А однажды, сидя дома на подоконнике и наблюдая главным образом ноги прохожих, так как окна совпадали с уровнем тротуара, я увидел, как двое рабочих прикрепили трос к одной из маковок собора. Натужно заурчал трактор, трос натянулся, как струна, и, сопровождаемый легким облаком многовековой пыли, купол рухнул на землю, словно поверженный воин. Храм разобрали примерно месяца через два. Это было в 1937 году. Из его кирпича в городе построили корпуса медицинского института. В 2000 году Михайловский собор полностью восстановили. Его высота составляет 70 метров.
Основную площадь в квартире, состоящей из комнаты, кухни и кладовой, занимала громадная русская печь, на которой в зимнюю пору свободно размещалось четыре человека. Обстановка была более чем скромной. Буфет из фанеры с претензией на красное дерево, обеденный стол у стены, кровати для родителей и детей, да швейная машина «Зингер», за которой все свободное от домашних хлопот время, не разгибая спины, проводила мать, помогая скромному семейному бюджету.
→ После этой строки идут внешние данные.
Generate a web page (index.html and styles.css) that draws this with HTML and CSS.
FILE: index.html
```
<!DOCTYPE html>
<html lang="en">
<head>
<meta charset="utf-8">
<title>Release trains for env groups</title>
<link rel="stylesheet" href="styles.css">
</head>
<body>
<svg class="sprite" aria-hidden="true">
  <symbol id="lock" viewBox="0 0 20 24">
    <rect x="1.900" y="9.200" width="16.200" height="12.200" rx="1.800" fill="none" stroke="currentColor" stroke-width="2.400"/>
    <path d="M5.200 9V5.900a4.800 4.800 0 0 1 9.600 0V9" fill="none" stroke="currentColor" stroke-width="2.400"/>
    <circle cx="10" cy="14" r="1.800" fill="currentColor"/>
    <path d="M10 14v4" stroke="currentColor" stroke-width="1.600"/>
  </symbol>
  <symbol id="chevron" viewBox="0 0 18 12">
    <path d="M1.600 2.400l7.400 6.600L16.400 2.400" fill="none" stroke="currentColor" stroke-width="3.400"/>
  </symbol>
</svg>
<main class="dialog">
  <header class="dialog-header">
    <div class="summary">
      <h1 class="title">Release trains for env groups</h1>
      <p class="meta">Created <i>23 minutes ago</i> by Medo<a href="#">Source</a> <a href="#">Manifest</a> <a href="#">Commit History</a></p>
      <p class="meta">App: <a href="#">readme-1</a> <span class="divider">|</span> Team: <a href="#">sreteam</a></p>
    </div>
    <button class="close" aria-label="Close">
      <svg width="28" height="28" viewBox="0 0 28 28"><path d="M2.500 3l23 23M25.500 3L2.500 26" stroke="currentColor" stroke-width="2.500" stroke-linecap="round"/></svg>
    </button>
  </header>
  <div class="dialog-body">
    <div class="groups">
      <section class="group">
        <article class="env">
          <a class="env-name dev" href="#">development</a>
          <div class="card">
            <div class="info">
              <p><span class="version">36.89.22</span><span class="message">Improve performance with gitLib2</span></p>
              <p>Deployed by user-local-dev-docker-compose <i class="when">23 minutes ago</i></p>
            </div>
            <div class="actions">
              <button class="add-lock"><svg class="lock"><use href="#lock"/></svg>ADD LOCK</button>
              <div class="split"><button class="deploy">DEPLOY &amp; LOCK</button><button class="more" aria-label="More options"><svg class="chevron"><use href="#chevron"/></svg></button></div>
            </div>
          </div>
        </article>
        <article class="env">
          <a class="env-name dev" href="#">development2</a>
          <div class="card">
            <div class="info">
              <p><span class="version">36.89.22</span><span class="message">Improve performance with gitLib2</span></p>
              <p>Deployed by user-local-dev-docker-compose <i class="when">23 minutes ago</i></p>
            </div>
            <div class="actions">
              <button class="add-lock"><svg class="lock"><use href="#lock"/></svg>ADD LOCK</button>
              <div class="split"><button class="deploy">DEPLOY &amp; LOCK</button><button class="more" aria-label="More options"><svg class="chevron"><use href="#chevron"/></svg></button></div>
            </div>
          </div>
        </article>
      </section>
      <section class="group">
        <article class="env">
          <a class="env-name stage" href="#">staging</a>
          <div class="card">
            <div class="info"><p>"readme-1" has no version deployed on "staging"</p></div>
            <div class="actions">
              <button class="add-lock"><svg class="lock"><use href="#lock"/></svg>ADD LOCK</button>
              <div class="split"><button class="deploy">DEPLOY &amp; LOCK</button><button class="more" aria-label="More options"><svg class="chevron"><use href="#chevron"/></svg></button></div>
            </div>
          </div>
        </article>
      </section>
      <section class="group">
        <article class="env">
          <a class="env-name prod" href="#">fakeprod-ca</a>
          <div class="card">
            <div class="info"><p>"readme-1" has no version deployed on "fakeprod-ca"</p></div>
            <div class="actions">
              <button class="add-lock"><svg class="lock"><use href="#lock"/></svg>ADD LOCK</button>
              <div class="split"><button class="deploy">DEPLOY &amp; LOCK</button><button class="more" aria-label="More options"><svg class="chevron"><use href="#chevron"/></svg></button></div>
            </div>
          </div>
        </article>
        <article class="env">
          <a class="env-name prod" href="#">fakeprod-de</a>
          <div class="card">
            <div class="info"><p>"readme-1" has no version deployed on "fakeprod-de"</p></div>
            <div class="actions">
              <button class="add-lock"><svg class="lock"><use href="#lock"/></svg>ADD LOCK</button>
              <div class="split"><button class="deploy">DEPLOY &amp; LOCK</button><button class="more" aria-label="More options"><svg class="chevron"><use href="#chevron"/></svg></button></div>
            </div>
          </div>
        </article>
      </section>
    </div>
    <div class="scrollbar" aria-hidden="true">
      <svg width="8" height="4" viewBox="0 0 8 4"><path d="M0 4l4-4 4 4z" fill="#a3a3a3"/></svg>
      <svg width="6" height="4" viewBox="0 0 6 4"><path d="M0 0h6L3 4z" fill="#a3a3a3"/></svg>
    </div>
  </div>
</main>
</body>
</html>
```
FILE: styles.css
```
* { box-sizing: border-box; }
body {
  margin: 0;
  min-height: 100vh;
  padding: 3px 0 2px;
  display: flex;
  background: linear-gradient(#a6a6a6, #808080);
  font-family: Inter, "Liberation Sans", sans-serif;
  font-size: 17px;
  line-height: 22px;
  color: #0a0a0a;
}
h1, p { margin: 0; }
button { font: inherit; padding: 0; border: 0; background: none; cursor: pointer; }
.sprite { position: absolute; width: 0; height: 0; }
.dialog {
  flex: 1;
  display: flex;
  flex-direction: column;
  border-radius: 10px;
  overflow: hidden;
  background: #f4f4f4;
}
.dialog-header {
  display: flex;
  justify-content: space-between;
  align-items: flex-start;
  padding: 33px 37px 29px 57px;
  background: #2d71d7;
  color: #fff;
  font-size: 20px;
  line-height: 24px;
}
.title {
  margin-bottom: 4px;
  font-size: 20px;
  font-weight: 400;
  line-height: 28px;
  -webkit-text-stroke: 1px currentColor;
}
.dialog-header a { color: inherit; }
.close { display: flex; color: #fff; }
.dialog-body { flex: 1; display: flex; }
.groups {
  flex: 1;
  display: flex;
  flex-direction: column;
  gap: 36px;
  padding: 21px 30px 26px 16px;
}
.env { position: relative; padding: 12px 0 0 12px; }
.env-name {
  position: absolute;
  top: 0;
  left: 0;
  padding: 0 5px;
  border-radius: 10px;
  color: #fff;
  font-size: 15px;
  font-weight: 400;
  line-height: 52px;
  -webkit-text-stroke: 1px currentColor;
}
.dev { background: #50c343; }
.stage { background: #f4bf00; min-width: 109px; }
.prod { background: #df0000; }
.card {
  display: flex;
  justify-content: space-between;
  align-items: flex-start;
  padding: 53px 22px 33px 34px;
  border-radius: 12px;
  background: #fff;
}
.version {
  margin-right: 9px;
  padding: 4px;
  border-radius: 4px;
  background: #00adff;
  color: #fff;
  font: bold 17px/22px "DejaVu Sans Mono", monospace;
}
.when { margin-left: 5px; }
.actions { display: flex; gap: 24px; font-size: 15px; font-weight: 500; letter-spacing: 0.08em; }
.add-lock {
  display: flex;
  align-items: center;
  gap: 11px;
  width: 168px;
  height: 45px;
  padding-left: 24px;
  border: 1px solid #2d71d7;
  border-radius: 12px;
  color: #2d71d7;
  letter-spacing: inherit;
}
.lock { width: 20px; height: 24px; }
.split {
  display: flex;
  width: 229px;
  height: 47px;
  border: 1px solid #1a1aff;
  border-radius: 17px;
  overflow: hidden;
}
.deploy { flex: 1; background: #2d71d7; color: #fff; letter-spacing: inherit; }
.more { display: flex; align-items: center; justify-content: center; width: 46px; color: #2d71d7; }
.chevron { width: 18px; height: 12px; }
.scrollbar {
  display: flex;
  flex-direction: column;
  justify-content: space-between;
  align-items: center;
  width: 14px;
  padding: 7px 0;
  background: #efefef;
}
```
В ту пору в моде были строчевышитые занавески на окна. Порой в эти часы было особенно хорошо. Под ритмичный, убаюкивающий стук швейной машины, негромкую песню матери, а она любила петь, мы с братом создавали из спичечных коробков, ниточных катушек и других, дорогих детскому сердцу предметов, замечательные города, замысловатые машины или устраивали сражения, где главным калибром осадной артиллерии являлись пустые трехгранные флаконы, кажется, из-под уксуса.
Вечерний чай из самовара с кусочками наколотого щипцами сахара, когда в сборе была вся семья, в том числе усталый отец, пришедший со сталеделательного оружейного завода (в наше время – Ижмаш), которому он отдал всю свою трудовую жизнь. Неторопливая беседа, неяркий свет от единственной электрической лампочки, ввернутой в фарфоровый патрон с фарфоровым же выключателем – все это создавало неповторимую атмосферу родительского очага, память о котором сохраняется на всю жизнь.
В домашней атмосфере думалось, что в каждого человека при его рождении закладывается много начал – добрых и злых, полезных и вредных, нужных и никчемных. Эти начала до поры, до времени как бы дремлют в каждом из нас, но вот случайно или преднамеренно создаются такие условия, когда в человеке вдруг происходит пробуждение и дальнейшее, постепенное или бурное, развитие тех или иных наклонностей, впоследствии и составляющих в сумме то, что мы называем личностью. Так просыпается яркий цветок, раскрывает и поворачивает свои лепестки, словно намереваясь обнять кого-то, навстречу живительному теплу, неисчерпаемым потокам, льющимся с высокого ясного неба. В злаковом зерне, брошенном трудолюбивым крестьянином на весеннюю благодатную почву, вначале проклюнется бледный росток, но, согретый солнечными лучами, он еще теснее прижимается к груди его земной колыбели, а та щедро напоит его своими соками. Глядь, уже и трубка пошла, и колос, а там подступила пора позаботиться и о продолжении своего рода.
* * *
Возможно, нечто подобное случилось и со мной, когда перед самой войной, будучи уже учеником второго класса средней школы, преодолевая робость, я с соседским парнем переступил порог республиканской станции юных техников.
Это был большой, слегка осевший, трехэтажный деревянный дом, на крутом берегу городского пруда. Внешне он был ничем непримечателен, разве что стеклянная доска на его фасаде, свидетельствующая о принадлежности данного учреждения народному комиссариату просвещения, отличала его от подобных.
Внутри же он был просто сказочно богат: в механической лаборатории работала миниатюрная, но настоящая паровая машина; в ряд выстроились, сверкая шпинделями, сверлильные, фрезерные, токарные станки; в судостроительной лаборатории поражали воображение вычурные и элегантные яхты; хитроумное сплетение проводов, слегка светящиеся радиолампы, шкалы приемников, передатчиков и приборов в радиолаборатории напоминали иллюстрации к научно-фантастическим романам. Во дворе скороговоркой, перебивая друг друга, тарахтели настоящие мотоциклы – ИЖи – там тренировались участники автомотосекции.